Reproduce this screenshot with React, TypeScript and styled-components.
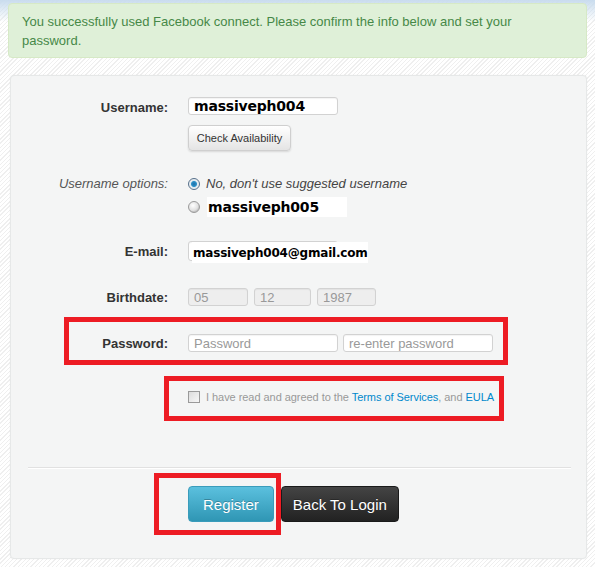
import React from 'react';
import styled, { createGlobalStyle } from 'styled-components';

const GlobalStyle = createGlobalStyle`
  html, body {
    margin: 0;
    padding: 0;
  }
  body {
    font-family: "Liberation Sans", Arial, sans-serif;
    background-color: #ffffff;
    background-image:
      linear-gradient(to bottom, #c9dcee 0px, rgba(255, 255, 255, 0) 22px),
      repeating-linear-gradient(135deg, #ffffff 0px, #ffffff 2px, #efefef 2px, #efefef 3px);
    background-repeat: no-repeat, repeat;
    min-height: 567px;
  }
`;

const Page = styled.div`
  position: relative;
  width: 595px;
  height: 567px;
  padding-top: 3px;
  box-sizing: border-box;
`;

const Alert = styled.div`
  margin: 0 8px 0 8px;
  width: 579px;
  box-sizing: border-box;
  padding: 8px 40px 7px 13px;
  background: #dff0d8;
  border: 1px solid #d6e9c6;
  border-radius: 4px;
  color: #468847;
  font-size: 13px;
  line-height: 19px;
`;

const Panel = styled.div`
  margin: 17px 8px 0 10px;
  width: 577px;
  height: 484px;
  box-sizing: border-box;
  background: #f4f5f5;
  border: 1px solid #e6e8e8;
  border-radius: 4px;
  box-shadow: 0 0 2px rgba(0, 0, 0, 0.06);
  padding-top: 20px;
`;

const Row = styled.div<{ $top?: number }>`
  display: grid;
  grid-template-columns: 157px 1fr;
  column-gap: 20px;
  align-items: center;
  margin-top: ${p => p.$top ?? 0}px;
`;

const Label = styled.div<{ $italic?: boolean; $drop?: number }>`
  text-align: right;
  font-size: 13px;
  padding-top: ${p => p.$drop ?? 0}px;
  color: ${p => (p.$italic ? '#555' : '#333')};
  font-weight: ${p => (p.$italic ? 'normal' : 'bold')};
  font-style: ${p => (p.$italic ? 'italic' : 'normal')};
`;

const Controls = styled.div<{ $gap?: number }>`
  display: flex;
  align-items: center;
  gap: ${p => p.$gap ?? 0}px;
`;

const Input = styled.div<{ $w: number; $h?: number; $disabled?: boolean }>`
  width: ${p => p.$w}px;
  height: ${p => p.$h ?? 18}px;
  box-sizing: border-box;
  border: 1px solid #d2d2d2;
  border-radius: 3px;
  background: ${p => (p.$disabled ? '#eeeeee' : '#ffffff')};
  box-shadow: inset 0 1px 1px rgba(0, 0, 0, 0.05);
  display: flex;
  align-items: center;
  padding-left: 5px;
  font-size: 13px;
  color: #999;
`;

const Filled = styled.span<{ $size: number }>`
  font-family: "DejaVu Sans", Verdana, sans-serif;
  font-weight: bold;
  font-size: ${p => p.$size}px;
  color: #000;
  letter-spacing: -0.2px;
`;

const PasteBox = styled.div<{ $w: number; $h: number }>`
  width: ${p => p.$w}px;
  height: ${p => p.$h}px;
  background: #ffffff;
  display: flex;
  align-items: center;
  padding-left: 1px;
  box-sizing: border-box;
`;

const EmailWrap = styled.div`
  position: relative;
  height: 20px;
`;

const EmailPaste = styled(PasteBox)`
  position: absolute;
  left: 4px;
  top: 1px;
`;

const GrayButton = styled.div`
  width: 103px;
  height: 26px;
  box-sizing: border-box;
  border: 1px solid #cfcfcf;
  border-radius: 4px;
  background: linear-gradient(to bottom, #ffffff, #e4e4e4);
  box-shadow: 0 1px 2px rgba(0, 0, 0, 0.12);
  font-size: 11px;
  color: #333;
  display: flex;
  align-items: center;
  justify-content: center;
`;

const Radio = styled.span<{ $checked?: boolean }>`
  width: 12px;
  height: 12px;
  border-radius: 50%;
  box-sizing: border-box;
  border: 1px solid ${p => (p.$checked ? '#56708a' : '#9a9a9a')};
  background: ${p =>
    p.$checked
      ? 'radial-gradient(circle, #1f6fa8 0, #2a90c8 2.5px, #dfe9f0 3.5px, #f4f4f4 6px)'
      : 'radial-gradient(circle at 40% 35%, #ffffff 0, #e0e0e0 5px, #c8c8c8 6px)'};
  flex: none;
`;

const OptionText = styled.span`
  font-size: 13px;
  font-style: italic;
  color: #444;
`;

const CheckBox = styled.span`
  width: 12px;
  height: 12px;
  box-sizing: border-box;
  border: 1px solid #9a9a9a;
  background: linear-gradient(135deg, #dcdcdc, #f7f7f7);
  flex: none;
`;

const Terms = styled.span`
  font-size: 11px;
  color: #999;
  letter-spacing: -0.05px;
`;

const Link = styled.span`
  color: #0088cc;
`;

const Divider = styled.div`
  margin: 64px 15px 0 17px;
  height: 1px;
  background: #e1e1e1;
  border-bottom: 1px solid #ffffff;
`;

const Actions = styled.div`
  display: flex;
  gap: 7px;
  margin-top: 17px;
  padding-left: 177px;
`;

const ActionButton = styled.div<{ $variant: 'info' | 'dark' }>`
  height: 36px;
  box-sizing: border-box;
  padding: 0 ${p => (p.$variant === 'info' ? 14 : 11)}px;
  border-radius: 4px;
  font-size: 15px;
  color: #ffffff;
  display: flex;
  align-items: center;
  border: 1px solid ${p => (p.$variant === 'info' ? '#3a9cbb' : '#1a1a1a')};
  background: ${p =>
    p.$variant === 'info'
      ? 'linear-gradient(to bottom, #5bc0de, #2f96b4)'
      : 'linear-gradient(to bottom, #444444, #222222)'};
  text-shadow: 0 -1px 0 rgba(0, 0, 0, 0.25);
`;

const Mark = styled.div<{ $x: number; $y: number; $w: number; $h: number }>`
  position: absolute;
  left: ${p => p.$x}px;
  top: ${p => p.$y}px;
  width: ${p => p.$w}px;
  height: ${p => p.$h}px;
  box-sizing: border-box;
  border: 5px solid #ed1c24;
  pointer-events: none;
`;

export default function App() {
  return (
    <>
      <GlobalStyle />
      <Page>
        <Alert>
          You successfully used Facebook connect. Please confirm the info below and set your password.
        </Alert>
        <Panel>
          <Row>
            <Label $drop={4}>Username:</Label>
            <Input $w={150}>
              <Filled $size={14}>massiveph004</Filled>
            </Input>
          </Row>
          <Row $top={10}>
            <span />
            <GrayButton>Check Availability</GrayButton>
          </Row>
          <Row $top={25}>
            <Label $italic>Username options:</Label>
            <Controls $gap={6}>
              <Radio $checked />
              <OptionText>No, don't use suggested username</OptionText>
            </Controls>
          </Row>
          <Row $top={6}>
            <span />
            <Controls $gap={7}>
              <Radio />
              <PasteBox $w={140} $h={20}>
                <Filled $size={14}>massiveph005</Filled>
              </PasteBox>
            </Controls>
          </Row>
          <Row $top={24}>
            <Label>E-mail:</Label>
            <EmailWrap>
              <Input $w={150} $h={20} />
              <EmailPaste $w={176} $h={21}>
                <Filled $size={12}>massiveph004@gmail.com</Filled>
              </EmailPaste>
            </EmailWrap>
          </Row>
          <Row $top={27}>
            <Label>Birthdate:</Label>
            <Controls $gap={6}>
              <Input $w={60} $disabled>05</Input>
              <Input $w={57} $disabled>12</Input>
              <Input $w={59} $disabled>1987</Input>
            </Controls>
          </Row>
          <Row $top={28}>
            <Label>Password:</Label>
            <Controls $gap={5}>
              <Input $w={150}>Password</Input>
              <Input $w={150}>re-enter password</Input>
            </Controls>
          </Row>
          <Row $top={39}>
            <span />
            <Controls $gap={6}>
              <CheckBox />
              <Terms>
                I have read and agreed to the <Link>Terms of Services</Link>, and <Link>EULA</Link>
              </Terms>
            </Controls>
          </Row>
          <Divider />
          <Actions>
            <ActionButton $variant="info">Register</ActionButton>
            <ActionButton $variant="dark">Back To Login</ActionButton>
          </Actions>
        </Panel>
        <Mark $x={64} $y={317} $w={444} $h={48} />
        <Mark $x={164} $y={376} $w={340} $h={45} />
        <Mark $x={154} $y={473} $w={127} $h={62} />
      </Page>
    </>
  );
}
:::::
(EXERCISE OBJECTIVE):
Among the lines of the material above, how many include the string "React"? Report only that number.

(THE ANSWER):
2